Dual Control for Interactive Autonomous Merging with Model Predictive Diffusion
Jacob Knaup, Jovin D'sa, Behdad Chalaki, Hossein Nourkhiz Mahjoub, Ehsan Moradi-Pari, Panagiotis Tsiotras
TL;DR
The paper addresses the challenge of interactive decision-making for autonomous merging under human-driven, uncertain behavior. It introduces a dual control framework that couples online Bayesian belief updates of human intents with a novel multimodal model-based diffusion solver designed for receding-horizon optimization. The approach is validated on real-time hardware using F1-Tenth platforms, showing that active belief probing enables earlier, safer, and more efficient merges compared to baselines. By integrating belief prediction and diffusion-based planning, the work advances interaction-aware planning and decision-making under uncertainty in autonomous driving, with practical implications for real-world highway merging scenarios.
Abstract
Interactive decision-making is essential in applications such as autonomous driving, where the agent must infer the behavior of nearby human drivers while planning in real-time. Traditional predict-then-act frameworks are often insufficient or inefficient because accurate inference of human behavior requires a continuous interaction rather than isolated prediction. To address this, we propose an active learning framework in which we rigorously derive predicted belief distributions.

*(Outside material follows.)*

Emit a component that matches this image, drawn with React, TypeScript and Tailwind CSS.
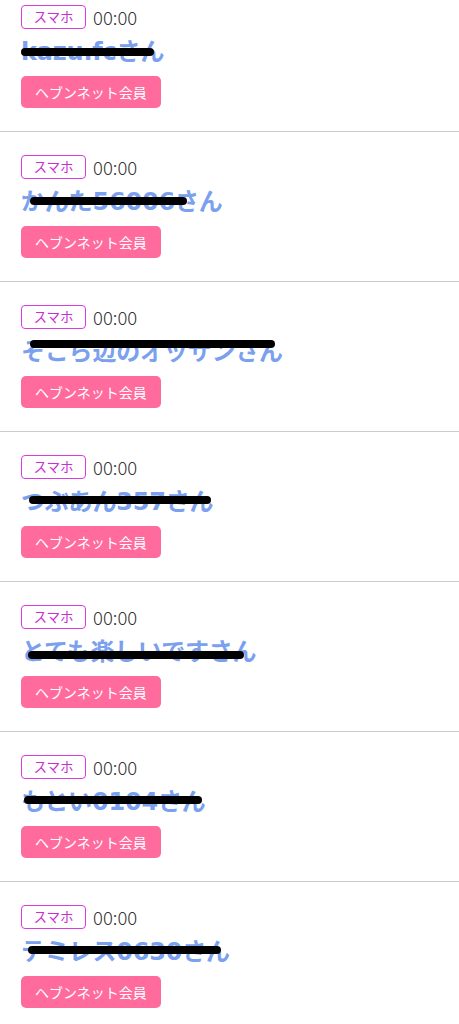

Additionally, we introduce a novel model-based diffusion solver tailored for online receding horizon control problems, demonstrated through a complex, non-convex highway merging scenario. Our approach extends previous high-fidelity dual control simulations to hardware experiments, which may be viewed at https://youtu.be/Q_JdZuopGL4, and verifies behavior inference in human-driven traffic scenarios, moving beyond idealized models. The results show improvements in adaptive planning under uncertainty, advancing the field of interactive decision-making for real-world applications.